= George Best (chronicler) =

English chronicler

George Best (1555–1584) was a member of Martin Frobisher's second and third voyages to the Americas, serving as Frobisher's lieutenant on the second voyage and as captain of the Anne Francis on the third. In 1578 he published A True Discourse of the Late Voyages of Discoverie.

==Life==
He was the son of Robert Best, an interpreter for the Muscovy Company, and Anne Bowman, and the brother of the sea captain Thomas Best, and Henry who may have been involved in works based on the True Discourse. Sir Christopher Hatton as backer nominated Best to take part in one of the Frobisher voyages.

Best was killed in a duel with Oliver St.
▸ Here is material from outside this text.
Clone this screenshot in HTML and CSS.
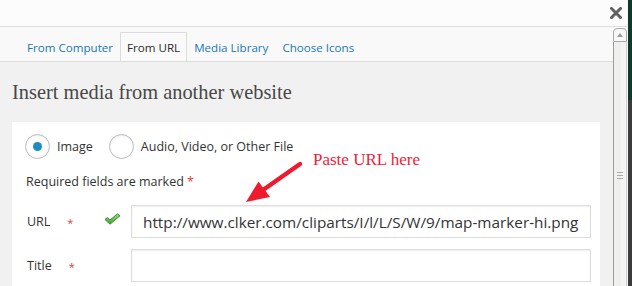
FILE: index.html
```html
<!DOCTYPE html>
<html lang="en">
<head>
    <meta charset="UTF-8">
    <meta name="viewport" content="width=device-width, initial-scale=1.0">
    <title>Insert media</title>
    <link rel="stylesheet" href="styles.css">
</head>
<body>

    <div class="window">
        <div class="app">
            <header class="topbar">
                <button class="close" aria-label="Close">
                    <svg width="12" height="12" viewBox="0 0 12 12">
                        <path d="M1.5 1.5 L10.5 10.5 M10.5 1.5 L1.5 10.5" stroke="#5f6163" stroke-width="3" stroke-linecap="square"/>
                    </svg>
                </button>
            </header>

            <div class="frame">
                <div class="main">
                    <nav class="tabs">
                        <a class="tab" href="#">From Computer</a>
                        <a class="tab active" href="#">From URL</a>
                        <a class="tab" href="#">Media Library</a>
                        <a class="tab" href="#">Choose Icons</a>
                    </nav>

                    <div class="content">
                        <h3 class="title">Insert media from another website</h3>

                        <div class="panel">
                            <div class="types">
                                <label class="type"><span class="radio checked"></span>Image</label>
                                <label class="type"><span class="radio"></span>Audio, Video, or Other File</label>
                            </div>

                            <p class="required">Required fields are marked <span class="req">*</span></p>

                            <div class="field">
                                <span class="field-label">URL<span class="star">*</span></span>
                                <span class="status">
                                    <svg width="17" height="12" viewBox="0 0 17 12">
                                        <defs>
                                            <linearGradient id="ok" x1="0" y1="0" x2="0" y2="1">
                                                <stop offset="0" stop-color="#9be07f"/>
                                                <stop offset="1" stop-color="#3fa52c"/>
                                            </linearGradient>
                                        </defs>
                                        <path d="M1 6.5 L3.5 4.5 L6 7 L13.5 0.8 L16 2.8 L6 11.2 Z" fill="url(#ok)" stroke="#2f7d22" stroke-width="0.9" stroke-linejoin="round"/>
                                    </svg>
                                </span>
                                <input class="field-input" type="text" value="http://www.clker.com/cliparts/I/l/L/S/W/9/map-marker-hi.png">
                            </div>

                            <div class="field">
                                <span class="field-label">Title<span class="star">*</span></span>
                                <span class="status"></span>
                                <input class="field-input" type="text">
                            </div>
                        </div>
                    </div>
                </div>

                <div class="scrollbar">
                    <div class="scroll-up"></div>
                    <div class="scroll-thumb"><span class="grip"></span></div>
                </div>
            </div>
        </div>
        <div class="edge"></div>

        <!-- пояснення поверх скріншоту -->
        <div class="note">Paste URL here</div>
        <svg class="arrow" width="632" height="286" viewBox="0 0 632 286">
            <line x1="300" y1="164" x2="263" y2="190" stroke="#ee1b2e" stroke-width="4.5" stroke-linecap="round"/>
            <polygon points="246,202 258.5,181.5 270,197" fill="#ee1b2e"/>
        </svg>
    </div>

</body>
</html>
```

FILE: styles.css
```css
body {
    margin: 0;
    width: 632px;
    height: 286px;
    overflow: hidden;
    font-family: 'Open Sans', 'Noto Sans', sans-serif;
    background: #fcfcfc;
}

.window {
    position: relative;
    display: flex;
    width: 632px;
    height: 286px;
    overflow: hidden;
}

.app {
    width: 627px;
    display: flex;
    flex-direction: column;
}

.edge {
    width: 5px;
    border-left: 1px solid #f4f4f4;
    box-sizing: border-box;
    background: linear-gradient(#0c3a2c 0, #0c3a2c 100px, #3b3b3b 100px);
}

/* Верхня смуга */
.topbar {
    flex-shrink: 0;
    height: 26px;
    background: #fcfcfc;
    border-bottom: 1px solid #dedede;
    display: flex;
    justify-content: flex-end;
    align-items: center;
    padding-right: 5px;
}

.close {
    background: none;
    border: none;
    padding: 0;
    width: 12px;
    height: 12px;
    cursor: pointer;
}

.close svg {
    display: block;
}

.frame {
    flex: 1;
    display: flex;
    min-height: 0;
    overflow: hidden;
}

.main {
    flex: 1;
    display: flex;
    flex-direction: column;
    background: #f1f1f1;
    overflow: hidden;
}

/* Вкладки */
.tabs {
    flex-shrink: 0;
    height: 35px;
    box-sizing: border-box;
    display: flex;
    align-items: flex-end;
    padding-left: 20px;
    background: #f9f9f9;
    border-bottom: 1px solid #dcdcdc;
}

.tab {
    height: 28px;
    line-height: 29px;
    padding: 0 6px;
    border: 1px solid transparent;
    border-bottom: none;
    font-size: 11.6px;
    color: #1a78b4;
    text-decoration: none;
}

.tab.active {
    color: #2b2b2b;
    background: #fafafa;
    border-color: #dcdcdc;
}

.content {
    flex-shrink: 0;
    padding: 0 13px 0 12px;
}

.title {
    margin: 18px 0 18px;
    font-family: 'Liberation Serif', 'Times New Roman', serif;
    font-weight: normal;
    font-size: 20.4px;
    line-height: 24px;
    color: #484848;
}

/* Біла панель */
.panel {
    background: #fff;
    padding: 12px 9px 20px 13px;
    color: #333;
    font-size: 12.5px;
}

.types {
    display: flex;
    align-items: center;
    height: 25px;
}

.type {
    display: flex;
    align-items: center;
    margin-right: 16px;
    cursor: pointer;
}

.radio {
    width: 25px;
    height: 25px;
    box-sizing: border-box;
    border: 1px solid #b8bcbf;
    border-radius: 50%;
    box-shadow: inset 0 1px 2px rgba(0, 0, 0, 0.08);
    margin-right: 7px;
    display: flex;
    justify-content: center;
    align-items: center;
}

.radio.checked::after {
    content: "";
    width: 9px;
    height: 9px;
    border-radius: 50%;
    background: #1e8cbe;
}

.required {
    margin: 14px 0 15px 1px;
    line-height: 17px;
}

.req {
    color: #dd3d36;
}

.field {
    display: grid;
    grid-template-columns: 77px 27px 1fr;
    align-items: center;
    margin-left: 2px;
    margin-bottom: 11px;
}

.field-label {
    display: flex;
    align-items: center;
}

.star {
    color: #e0413a;
    font-size: 11px;
    margin-left: 17px;
    position: relative;
    top: 1px;
}

.status svg {
    display: block;
    margin-top: -5px;
}

.field-input {
    height: 33px;
    box-sizing: border-box;
    border: 1px solid #dddddd;
    box-shadow: inset 0 1px 2px rgba(0, 0, 0, 0.07);
    padding: 1px 0 0 11px;
    font-family: 'Open Sans', 'Noto Sans', sans-serif;
    font-size: 15.3px;
    color: #333;
    outline: none;
    min-width: 0;
}

/* Смуга прокрутки */
.scrollbar {
    width: 14px;
    display: flex;
    flex-direction: column;
    background: #fcfcfc;
}

.scroll-up {
    flex-shrink: 0;
    height: 14px;
    margin-top: 1px;
    box-sizing: border-box;
    border: 1px solid #a9a9a9;
    border-radius: 4px 4px 0 0;
    background: #f7f7f7;
    display: flex;
    justify-content: center;
    align-items: center;
}

.scroll-up::after {
    content: "";
    border-left: 3px solid transparent;
    border-right: 3px solid transparent;
    border-bottom: 4px solid #9a9a9a;
}

.scroll-thumb {
    flex: 1;
    box-sizing: border-box;
    border-left: 1px solid #9c9c9c;
    border-right: 1px solid #cfcfcf;
    background: linear-gradient(90deg, #efefef 0, #efefef 7px, #f5f4f2 7px);
    display: flex;
    justify-content: center;
    align-items: flex-start;
    padding-top: 130px;
}

.grip {
    width: 6px;
    height: 7px;
    box-sizing: border-box;
    border-top: 1px solid #aaa;
    border-bottom: 1px solid #aaa;
    position: relative;
}

.grip::after {
    content: "";
    position: absolute;
    left: 0;
    right: 0;
    top: 2px;
    border-top: 1px solid #aaa;
}

/* Пояснення */
.note {
    position: absolute;
    left: 313px;
    top: 150px;
    font-family: 'Liberation Serif', 'Times New Roman', serif;
    font-size: 17px;
    line-height: 20px;
    color: #ec1d3a;
}

.arrow {
    position: absolute;
    left: 0;
    top: 0;
    pointer-events: none;
}
```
John, later Lord Deputy of Ireland, around March 1584. The precise motive for the duel is unclear, but it was most likely provoked by the bad-tempered St. John, who called himself "the child of wrath".

==Works==
The True Discourse discusses the first of Frobisher's voyages, in which Best did not participate, as well as the other two (1577 and 1578), where he was an eyewitness. It was later reprinted by Richard Hakluyt in his Principal Navigations. In reprinting the material, Hakluyt removed some passages, in particular one suggesting that the aim of the exploration was prospecting for minerals, rather than the North-West Passage.